Tudo somado, não será tarefa fácil a
reforma do Mercosul. Sem perder esse objetivo de vista, seria sensato dar
andamento simultâneo a iniciativas urgentes
e práticas, como a adaptação casuística de nosso regime em matéria de
proteção de investimentos, de propriedade intelectual, serviços e compras
governamentais a padrões aceitáveis em escala mundial, como forma de criar as
pré-condições para uma inserção efetiva nas grandes cadeias globais de produção
e de intercâmbio. Afinal, o clima para as negociações de novos acordos comerciais
tenderá a retomar seu curso, passadas as turbulências típicas da campanha
eleitoral nos EUA. Trump – se eleito - deverá
(como Reagan antes dele) aterrissar sua retórica no mundo real (onde atuam
importantes contrapesos, no Capitólio e na Suprema Corte) e se adaptar aos
imperativos impostos pela geopolítica e pelas relações internacionais. Hillary
conhece bem os meandros da máquina administrativa de Washington e das forças
atuantes no cenário externo, o que faz supor que seu programa refletirá mais de
perto o pensamento estratégico da cúpula militar e os interesses dos círculos econômicos
e financeiros, próximos do Partido Democrata.
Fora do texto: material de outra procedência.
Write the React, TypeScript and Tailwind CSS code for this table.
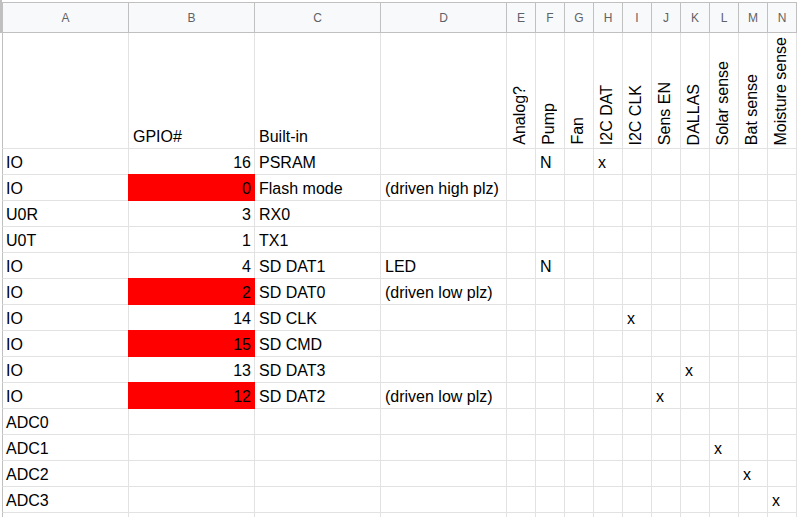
import React from "react";

type Row = {
  a?: string;
  b?: string;
  c?: string;
  d?: string;
  red?: boolean;
  m?: Record<string, string>;
};

const narrow = ["E", "F", "G", "H", "I", "J", "K", "L", "M", "N"];
const rotated: Record<string, string> = {
  E: "Analog?",
  F: "Pump",
  G: "Fan",
  H: "I2C DAT",
  I: "I2C CLK",
  J: "Sens EN",
  K: "DALLAS",
  L: "Solar sense",
  M: "Bat sense",
  N: "Moisture sense",
};

const rows: Row[] = [
  { a: "IO", b: "16", c: "PSRAM", m: { F: "N", H: "x" } },
  { a: "IO", b: "0", c: "Flash mode", d: "(driven high plz)", red: true },
  { a: "U0R", b: "3", c: "RX0" },
  { a: "U0T", b: "1", c: "TX1" },
  { a: "IO", b: "4", c: "SD DAT1", d: "LED", m: { F: "N" } },
  { a: "IO", b: "2", c: "SD DAT0", d: "(driven low plz)", red: true },
  { a: "IO", b: "14", c: "SD CLK", m: { I: "x" } },
  { a: "IO", b: "15", c: "SD CMD", red: true },
  { a: "IO", b: "13", c: "SD DAT3", m: { K: "x" } },
  { a: "IO", b: "12", c: "SD DAT2", d: "(driven low plz)", red: true, m: { J: "x" } },
  { a: "ADC0" },
  { a: "ADC1", m: { L: "x" } },
  { a: "ADC2", m: { M: "x" } },
  { a: "ADC3", m: { N: "x" } },
];

const gl = "border-[#e2e2e3]";

function HeaderLetters() {
  const wide = ["A", "B", "C", "D"];
  return (
    <div className="flex h-[33px] border-l-2 border-[#c0c0c0] pt-[2px]">
      {wide.map((l, i) => (
        <div
          key={l}
          className={`flex h-full items-center justify-center border-t border-b border-r border-[#c0c0c0] bg-[#f8f9fa] text-[12px] text-[#5f6368] ${
            i === 0 ? "w-[127px] border-l" : "w-[126px]"
          }`}
        >
          {l}
        </div>
      ))}
      {narrow.map((l) => (
        <div
          key={l}
          className="flex h-full w-[29px] items-center justify-center border-t border-b border-r border-[#c0c0c0] bg-[#f8f9fa] text-[12px] text-[#5f6368]"
        >
          {l}
        </div>
      ))}
    </div>
  );
}

function TitleRow() {
  return (
    <div className="flex h-[116px] pl-[2px]">
      <div className={`w-[127px] border-l border-r border-b ${gl} border-l-[#c0c0c0]`} />
      <div className={`flex w-[126px] items-end border-r border-b ${gl} pb-[2px] pl-[4px]`}>
        GPIO#
      </div>
      <div className={`flex w-[126px] items-end border-r border-b ${gl} pb-[2px] pl-[4px]`}>
        Built-in
      </div>
      <div className={`w-[126px] border-r border-b ${gl}`} />
      {narrow.map((l) => (
        <div
          key={l}
          className={`flex w-[29px] items-end border-r border-b ${gl} pb-[3px] pl-[4px]`}
        >
          <span className="rotate-180 whitespace-nowrap [writing-mode:vertical-rl]">
            {rotated[l]}
          </span>
        </div>
      ))}
    </div>
  );
}

function DataRow({ r }: { r: Row }) {
  return (
    <div className="flex h-[26px] pl-[2px]">
      <div className={`flex w-[127px] items-end border-l border-r border-b ${gl} border-l-[#c0c0c0] pb-[2px] pl-[3px]`}>
        {r.a}
      </div>
      <div className={`relative flex w-[126px] items-end justify-end border-r border-b ${gl} pb-[2px] pr-[3px]`}>
        {r.red && <div className="absolute -top-px -left-px -right-px -bottom-px bg-[#ff0000]" />}
        <span className="relative">{r.b}</span>
      </div>
      <div className={`flex w-[126px] items-end whitespace-nowrap border-r border-b ${gl} pb-[2px] pl-[4px]`}>
        {r.c}
      </div>
      <div className={`flex w-[126px] items-end whitespace-nowrap border-r border-b ${gl} pb-[2px] pl-[4px]`}>
        {r.d}
      </div>
      {narrow.map((l) => (
        <div
          key={l}
          className={`flex w-[29px] items-end border-r border-b ${gl} pb-[2px] pl-[4px]`}
        >
          {r.m?.[l]}
        </div>
      ))}
    </div>
  );
}

export default function App() {
  return (
    <div className="h-[517px] w-[798px] overflow-hidden bg-white font-['Liberation_Sans',Arial,sans-serif] text-[16px] leading-[18px] text-black">
      <HeaderLetters />
      <TitleRow />
      {rows.map((r, i) => (
        <DataRow key={i} r={r} />
      ))}
      <DataRow r={{}} />
    </div>
  );
}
O que não significa dizer que a
retórica antiliberal predominante não afetará a diplomacia comercial futura. Na
UE, a tendência será que - uma vez consolidada a incipiente recuperação da zona
do Euro - se restabeleça a busca de novos acordos, com uma equação custo-benefício
não muito distante da prevalecente no período anterior (ou seja, com suas
propostas de abertura no campo industrial e resistências no setor agrícola). As
perspectivas de crescimento das exportações para a China - empenhada em aumentar
o poder de compra de sua nova classe média – são uma boa notícia, apesar de
acentuar a concentração de nossa pauta em bens primários.
Políticas internas
Em suma, a recuperação da competitividade
de nossos setores produtivos (e a consequente diversificação de nossa pauta de
exportações) só será alcançada através da restauração dos fundamentos da
economia brasileira. O que implica
recuperar nossas contas públicas e criar um ambiente propício à retomada dos
investimentos. Resultados que dependem da aprovação das propostas de ajuste (vistas
como impopulares por políticos cujo horizonte é, em geral, a próxima eleição) e
outras reformas indispensáveis, mas que vão no sentido contrário do apego de
parcela considerável dos brasileiros ao Estado assistencialista (sentimento que
não parece fadado a desaparecer do nosso universo político). No cenário
internacional, não é provável que sejam atendidos os apelos do último
comunicado do G-20, do início de setembro, contra “toda forma de protecionismo
no comércio exterior e nos investimentos”. Os países terão assim que concentrar
suas iniciativas em políticas internas que coloquem em ordem suas economias e
que confiram competitividade ao seu parque produtivo, sem o que as empresas não
desfrutarão de condições realísticas de inserção nas grandes cadeias globais. A
celebração de novos acordos comerciais, pelo Governo, pode coadjuvar esse
esforço, mas estes, sozinhos, não serão capazes de assegurar os resultados que
todos esperamos, tanto em âmbito regional como global.
Renato
Marques é embaixador aposentado. Durante sua carreira, serviu nas
Representações do Brasil na Alalc, Aladi, Comunidades Europeias, e Embaixada em
Washington. Secretário do Comércio Exterior (dez/1992-fev/1994). Chefe do
Departamento de Integração do Itamaraty (1994-1999).